Environmental Fellow Frances Moore Lappé Focuses on Solutions
Someone who has spent her life studying the world’s food resources might be the last person you’d expect to be an optimist.
But bestselling author Frances Moore Lappé, Colby’s 2013 Andrew W. Mellon Distinguished Fellow in Environmental Studies, is just that. There is plenty of food in the world, she says. The problem is how it’s distributed.
Lappé comes to Colby as part of a three-year Mellon grant to bring environmentalists of note to campus. Each year the Environmental Studies Program chooses a theme that highlights pressing issues and faculty research interests. This year, because of students’ growing interest in organic farming, the local foods movement, and events such as the Common Ground Country Fair, faculty and staff chose food security as the theme.
Lappé focuses on solutions to world food problems. Her first book, Diet for a Small Planet, was published in 1971 and was part of a revolution in the way Americans think about food, population, and dietary habits. Since then Lappé has published 18 books, received countless honors, and cofounded the think tank Food First and the Small Planet Institute, a collaborative network for research and popular education seeking to bring democracy to life.
Her fall visit to Colby set the stage for an academic year focused on food issues. Lappé will return to campus March 4-7 with programming to build public conversations in a deeper, yearlong debate. The goal of the Mellon ES fellows program is “to delve into a topic area, expand upon it, and provide opportunities for students to look at it from different angles,” said Lia Morris, Colby’s environmental studies coordinator.
Lappé did just that as her career was unfolding. “I was a young woman with a big question,” she said. “I figured that if I could just understand why people were hungry, that it would unlock some of the mysteries of economics and politics.”
By the 1980s she had reoriented her work to focus on political solutions. Issues surrounding food, she says, are directly related to the ability of the people to come together and collaborate. Today she takes a step back, focusing on the way we perceive the world on an individual and a social level, and she explored those issues with Colby students and faculty.
“Frankie,” as Lappé asked to be called, encouraged questions and facilitated lively mealtime discussions, interjecting her own anecdotes and experiences.
And Colby students could relate. “It’s relevant no matter what [era] you’re in,” said AJ Schweitzer ’14.

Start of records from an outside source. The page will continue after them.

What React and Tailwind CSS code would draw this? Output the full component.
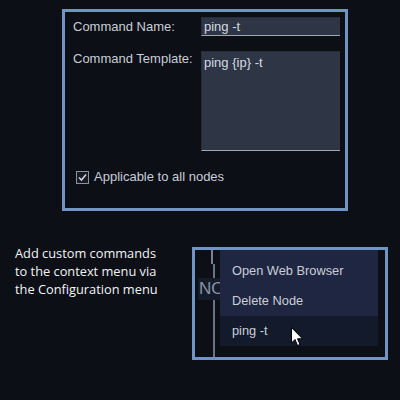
import React from "react";

export default function App() {
  const sans = { fontFamily: '"Liberation Sans", Arial, sans-serif' };
  return (
    <div className="w-[400px] h-[400px] bg-[#0c0f15] overflow-hidden flex flex-col" style={sans}>
      {/* Top config box */}
      <div className="ml-[62px] mt-[9px] w-[286px] h-[202px] border-[3px] border-[#7094c3] flex flex-col pl-[8px] pr-[5px] pt-[5px]">
        <div className="flex items-start">
          <div className="w-[128px] text-[13px] leading-[19px] text-[#c8ced8]">Command Name:</div>
          <div className="w-[139px] h-[19px] bg-[#2e3545] border-t border-l border-[#262c3a] border-b border-b-[#a3a8b0] text-[13px] leading-[17px] text-[#d4d9e2] pl-[2px]">
            ping -t
          </div>
        </div>
        <div className="flex items-start mt-[15px]">
          <div className="w-[128px] text-[13px] leading-[13px] pt-[1px] text-[#c8ced8]">Command Template:</div>
          <div className="w-[139px] h-[100px] bg-[#2e3545] border-t border-l border-[#262c3a] border-b border-b-[#a3a8b0] text-[13px] leading-[17px] text-[#d4d9e2] pl-[2px] pt-[2px]">
            ping {"{ip}"} -t
          </div>
        </div>
        <div className="flex items-center mt-[18px] ml-[3px]">
          <div className="w-[13px] h-[13px] border border-[#8d939e] bg-[#161b24] flex items-center justify-center">
            <svg width="9" height="9" viewBox="0 0 9 9">
              <path d="M1 4.5 L3.5 7 L8 1.5" stroke="#d0d4da" strokeWidth="1.6" fill="none" />
            </svg>
          </div>
          <div className="ml-[5px] text-[13px] leading-[16px] text-[#c8ced8]">Applicable to all nodes</div>
        </div>
      </div>

      {/* Bottom section */}
      <div className="flex mt-[36px]">
        <div
          className="ml-[15px] mt-[-3px] w-[170px] text-[12.8px] leading-[18px] text-[#f2f4f7]"
          style={{ fontFamily: '"Open Sans", "Noto Sans", sans-serif' }}
        >
          Add custom commands
          <br />
          to the context menu via
          <br />
          the Configuration menu
        </div>
        <div className="ml-[7px] w-[196px] h-[113px] border-[3px] border-[#7094c3] relative overflow-hidden">
          {/* canvas content beneath the menu */}
          <div className="absolute left-[16px] top-0 w-[2px] h-[14px] bg-[#7a8292]" />
          <div className="absolute left-[18px] top-[14px] w-[2px] h-[100px] bg-[#6b7383]" />
          <div className="absolute left-[3px] top-[28px] h-[22px] w-[60px] bg-[#141b2b] text-[17px] leading-[22px] text-[#8a93a3] pl-[1px]">
            NODE
          </div>
          {/* context menu */}
          <div className="absolute left-[25px] top-0 w-[158px] flex flex-col text-[12.8px] text-[#c9ced8]">
            <div className="bg-[#1f2641] pt-[6px]">
              <div className="h-[30px] leading-[30px] pl-[12px]">Open Web Browser</div>
              <div className="h-[30px] leading-[30px] pl-[12px]">Delete Node</div>
            </div>
            <div className="bg-[#121a2b] h-[30px] leading-[30px] pl-[12px]">ping -t</div>
          </div>
          {/* cursor */}
          <svg className="absolute left-[96px] top-[77px]" width="13" height="20" viewBox="0 0 13 20">
            <path
              d="M0.5 0.5 L0.5 16 L4 12.5 L6.5 18.5 L9 17.5 L6.5 11.8 L11.5 11.8 Z"
              fill="#ffffff"
              stroke="#000000"
              strokeWidth="1"
              strokeLinejoin="miter"
            />
          </svg>
        </div>
      </div>
    </div>
  );
}
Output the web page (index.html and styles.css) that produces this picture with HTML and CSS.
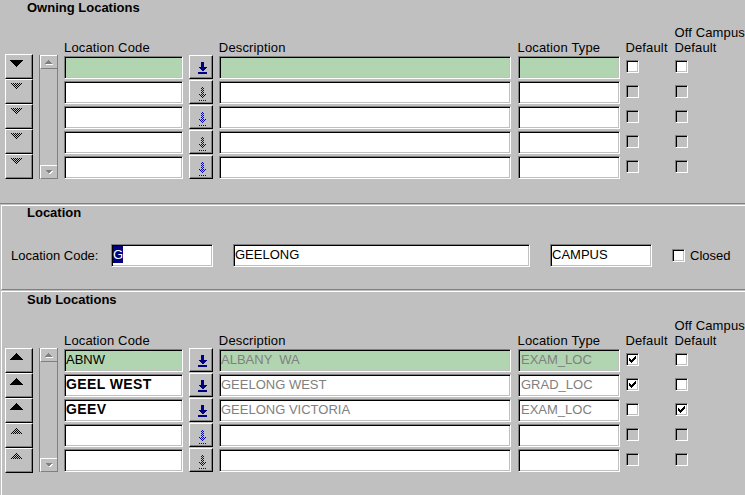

In a packed Ostrove Auditorium, Lappé addressed food security issues in a talk titled Food as Teacher: Four Decades Later, What Have We Learned?—a highlight of her fall residency. Rather than share a bleak outlook, Lappé emphasized solutions and cooperation. “Solutions to virtually every big problem on the planet are either known or they’re just right around the corner,” Lappé said. “So what’s missing, I think, is that feeling of empowerment that we can actually manifest what’s known.”
In her latest book, EcoMind, she focuses on preconceived notions of scarcity and the mistrust they engender. Discussing “the scarcity mind,” she said many people view global interactions as zero-sum games: what someone else gains, I lose. This worldview creates mistrust, stress, openings for special interests, and a negative spiral that reinforces inequity. In contrast, the “ecomind” focuses on the collaborative capacity of humans and stresses the power of positive thinking about issues of food.
How do we change ourselves? “What we have a hard time doing is separating from the pack, of being different, of saying something controversial,” she said. She urged students to connect with the brave, the risk-taking, and the gutsy—and to become more like them. “If we’re going to step up,” Lappé said, “then we have to experience fear.”